American artist, designer, and film producer

Michael C. Gross (October 3, 1945 - November 16, 2015) was an American artist, designer, and film producer. From 1970 to 1974 he art-directed National Lampoon magazine, and subsequently co-ran a design company.

In 1980 he started working in Hollywood, and is perhaps best remembered for designing the logo for the movie Ghostbusters (with Brent Boates) based on Dan Aykroyd’s original concept.

He served as producer or executive producer on 11 films.

==The 1960s==
Gross was a designer for the 1968 Summer Olympics in Mexico City, and he art-directed EYE magazine.

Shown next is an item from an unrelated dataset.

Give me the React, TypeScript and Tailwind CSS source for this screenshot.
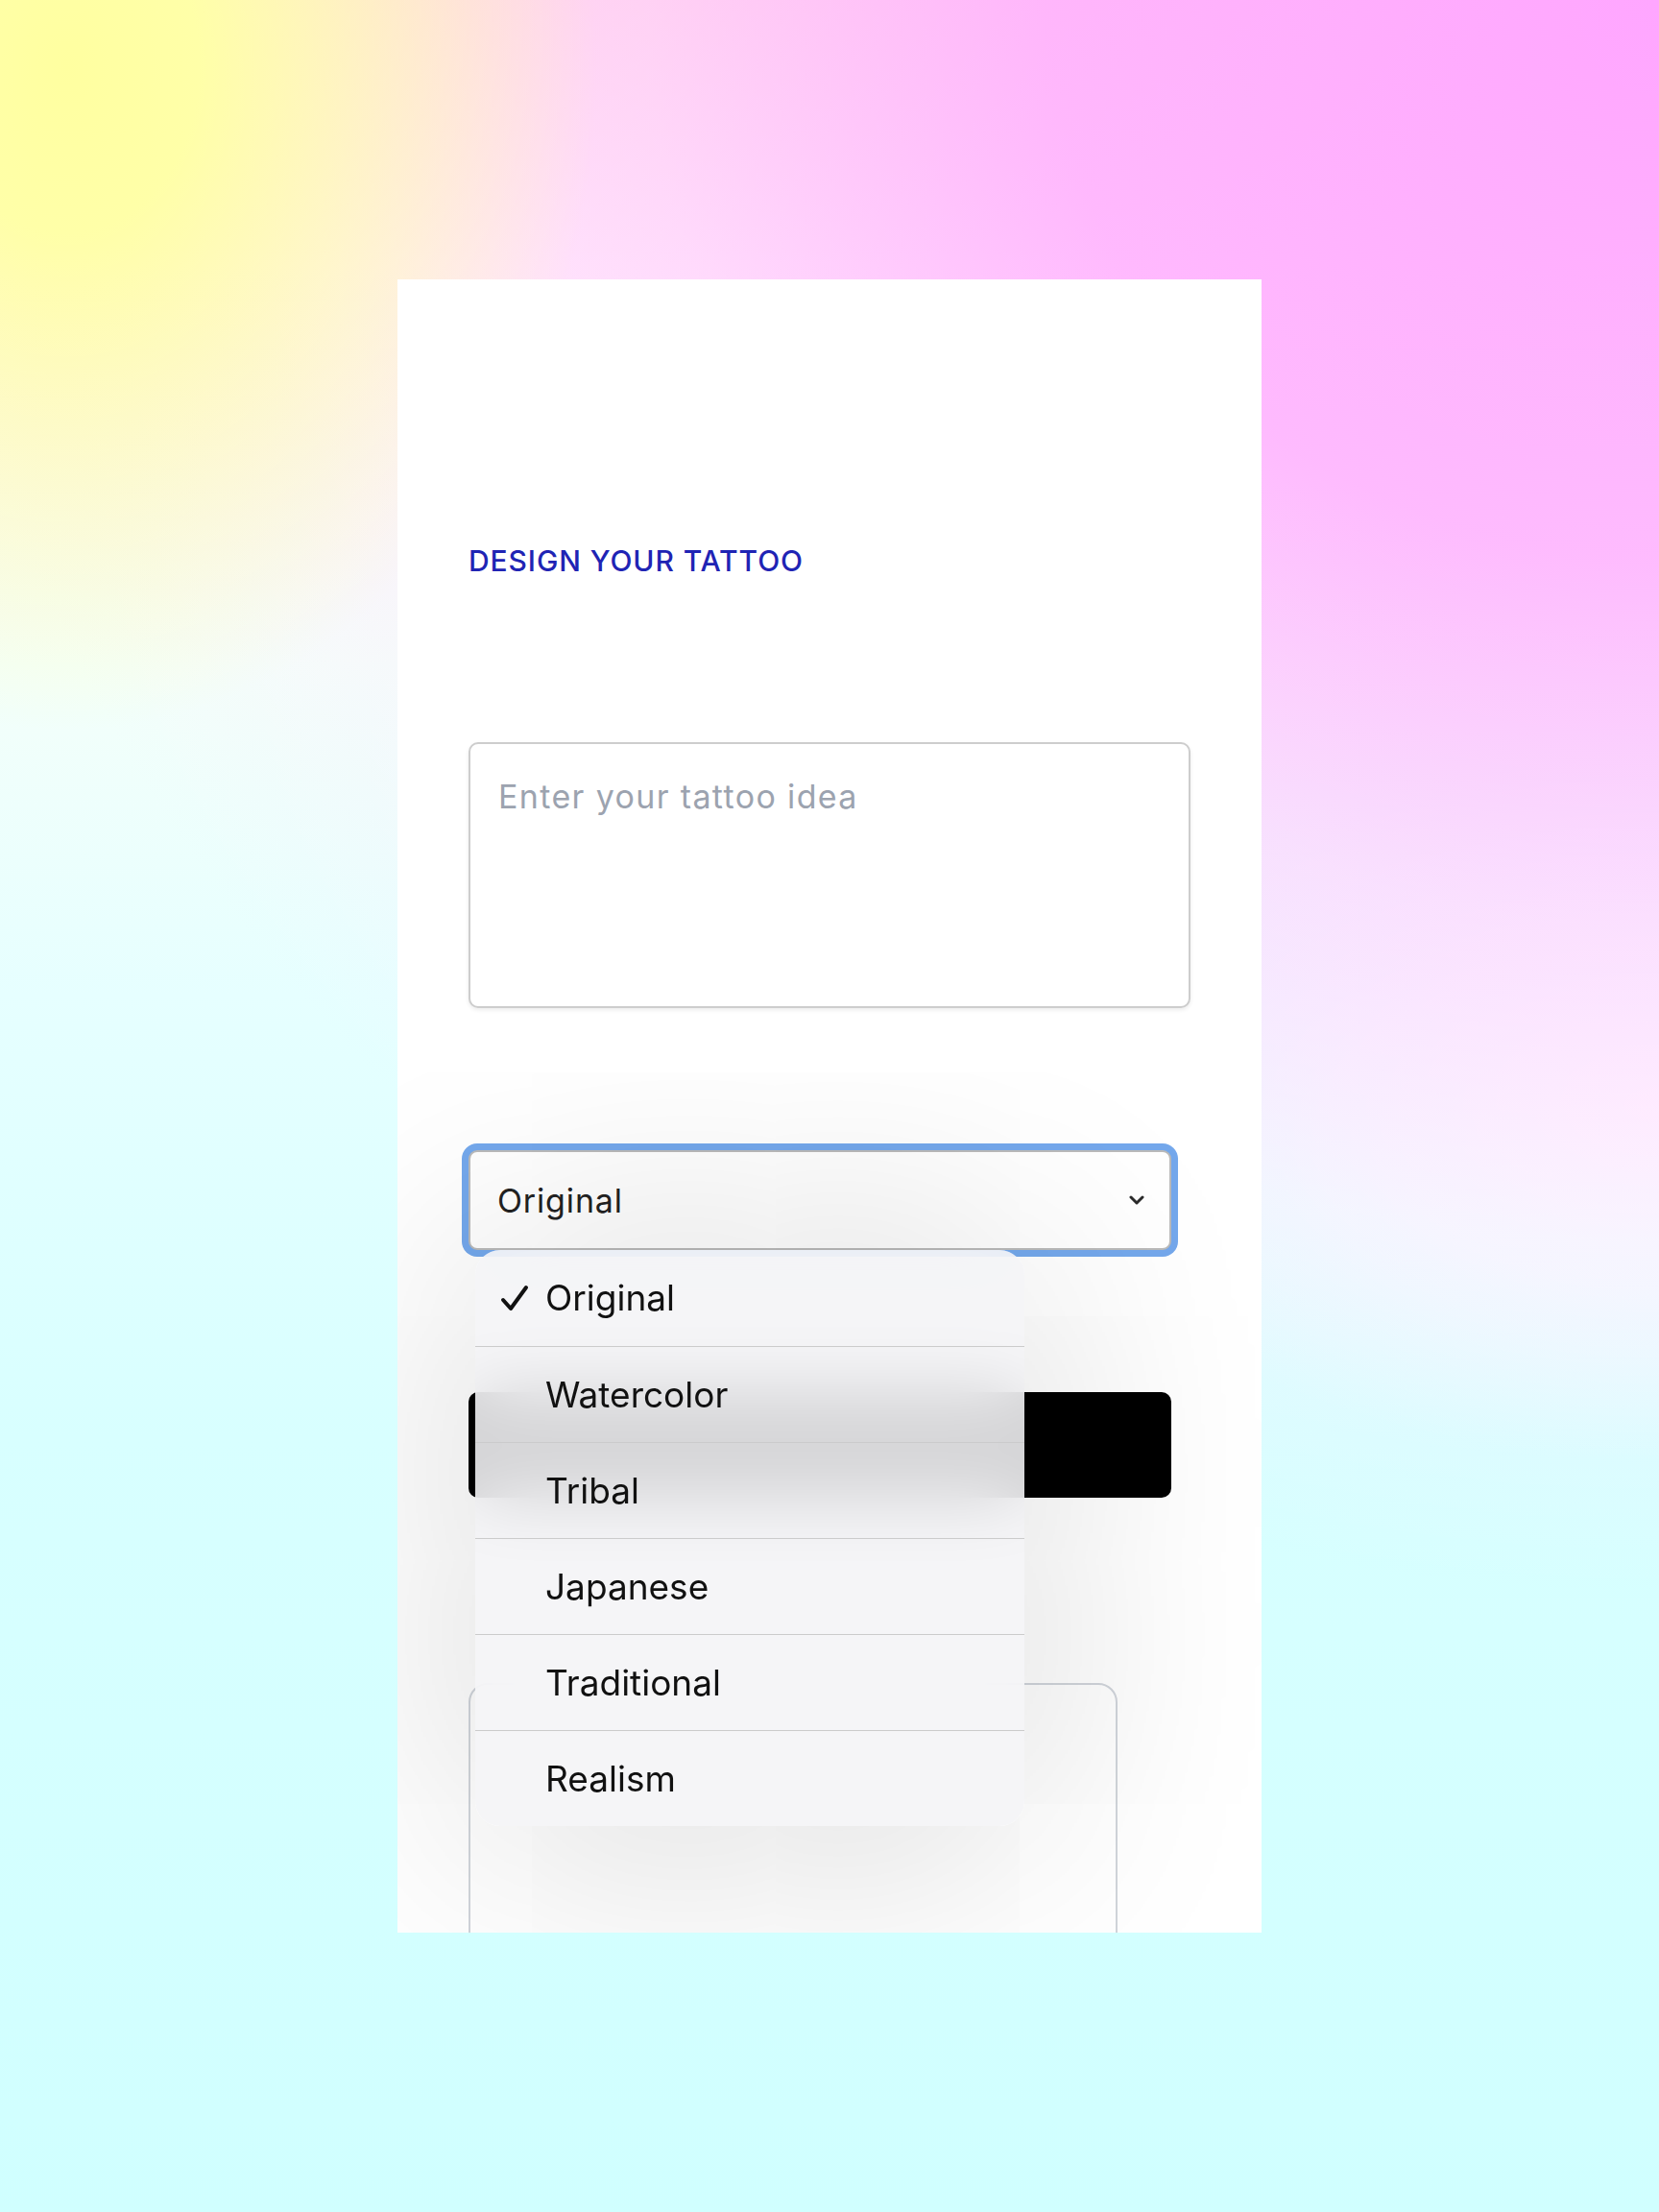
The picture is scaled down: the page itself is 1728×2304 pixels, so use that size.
import React from "react";

const options = ["Original", "Watercolor", "Tribal", "Japanese", "Traditional", "Realism"];

export default function App() {
  return (
    <div className="min-h-[2304px] w-full flex items-center justify-center bg-[image:radial-gradient(ellipse_32%_30%_at_4%_3%,#ffffa0_0%,#ffffa8_25%,rgba(255,250,200,0)_100%),radial-gradient(ellipse_105%_72%_at_100%_0%,#ffa6ff_0%,rgba(255,176,255,0.85)_35%,rgba(255,205,255,0.6)_58%,rgba(255,228,255,0.3)_78%,rgba(255,240,255,0)_100%),radial-gradient(ellipse_38%_16%_at_100%_50%,rgba(255,250,255,0.95)_0%,rgba(255,250,255,0.6)_50%,rgba(255,250,255,0)_100%),linear-gradient(180deg,#ffd8e4_0%,#ffeef8_12%,#f4fffa_30%,#e6ffff_45%,#d8ffff_65%,#d0ffff_100%)] font-['Inter',sans-serif]">
      <div className="relative w-[900px] h-[1722px] overflow-hidden bg-white px-[74px] pt-[275px]">
        <h1 className="text-[30px] leading-[36px] font-medium text-[#1f24b4] tracking-[0.03em]">
          DESIGN YOUR TATTOO
        </h1>
        <textarea
          className="mt-[171px] block w-full h-[277px] rounded-[10px] border-2 border-[#cdcdcd] bg-white px-[29px] pt-[29px] text-[34px] leading-[51px] tracking-[0.04em] text-[#222] placeholder:text-[#9ca3af] resize-none outline-none shadow-[0_2px_4px_rgba(0,0,0,0.08)]"
          placeholder="Enter your tattoo idea"
        />
        <div className="relative z-10 mt-[148px] w-[732px]">
          <div className="h-[104px] rounded-[9px] border-2 border-[#bababa] bg-white ring-[7px] ring-[#74a8ec] flex items-center justify-between pl-[28px] pr-[26px] text-[34px] tracking-[0.025em] text-[#222]">
            <span>Original</span>
            <svg width="16" height="10" viewBox="0 0 16 10" fill="none">
              <path d="M2 2 L8 8 L14 2" stroke="#2b2b2b" strokeWidth="3" strokeLinecap="round" strokeLinejoin="round" />
            </svg>
          </div>
          <div className="absolute left-[7px] top-[104px] w-[572px] rounded-[26px] overflow-hidden bg-[rgba(244,244,246,0.87)] backdrop-blur-[36px] shadow-[0_10px_300px_rgba(0,0,0,0.2)]">
            {options.map((o, i) => (
              <div
                key={o}
                className={
                  "relative h-[100px] flex items-center pl-[73px] text-[37px] text-[#111] " +
                  (i > 0 ? "border-t border-[#cbcbcb]" : "")
                }
              >
                {i === 0 && (
                  <svg width="30" height="28" viewBox="0 0 30 28" fill="none" className="absolute left-[26px] top-[36px]">
                    <path d="M3 16 L11 25 L27 3" stroke="#111" strokeWidth="4" strokeLinecap="round" strokeLinejoin="round" />
                  </svg>
                )}
                <span>{o}</span>
              </div>
            ))}
          </div>
        </div>
        <div className="mt-[148px] w-[732px] h-[110px] rounded-[10px] bg-black" />
        <div className="mt-[193px] w-[676px] h-[420px] rounded-[20px] border-2 border-[#d1d5db] bg-white" />
      </div>
    </div>
  );
}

==National Lampoon magazine==
Gross was the art director of National Lampoon magazine. He was hired in 1970, and his work first appeared in the eighth issue of the magazine, the "Nostalgia" issue, which was published in November 1970.

His most famous National Lampoon piece was the cover for the January 1973 "Death" issue. He created "If You Don't Buy This Magazine, We'll Kill This Dog" (for an image of this cover, see the National Lampoon article).

==Design company==
Gross left National Lampoon in 1974, and formed Pellegrini, Kaestle, & Gross, Inc. He became the personal designer for John Lennon, as well as being a consultant to the Muppets. In the late 1970s he art directed Esquire magazine and was also design director for Mobil Oil.

==Movie work==
In 1980, Gross moved to California, where he worked as producer or an executive producer on 11 films, including Heavy Metal, Ghostbusters (he and Brent Boates designed the "no ghosts" logo, and he was surprised to see it so popular that it was painted on the nose of a B-52 bomber), Ghostbusters II, Twins, Beethoven, Legal Eagles, Kindergarten Cop and Dave. He was also the producer for 5 television shows, including The Real Ghostbusters and Beethoven.

==After 1995==
In 1995 Gross left Hollywood. He went back to painting, one of his first interests, and moved to Italy. He lived in Oceanside, California. He was a painter, photographer and museum curator, who taught and lectured.

==Family==

Gross died on November 16, 2015, in Oceanside, California from cancer at the age of 70. Gross is survived by his son, Director of Photography Dylan Goss, daughter Gina, and grandchildren Luke, Oliver and Lou-Andrea.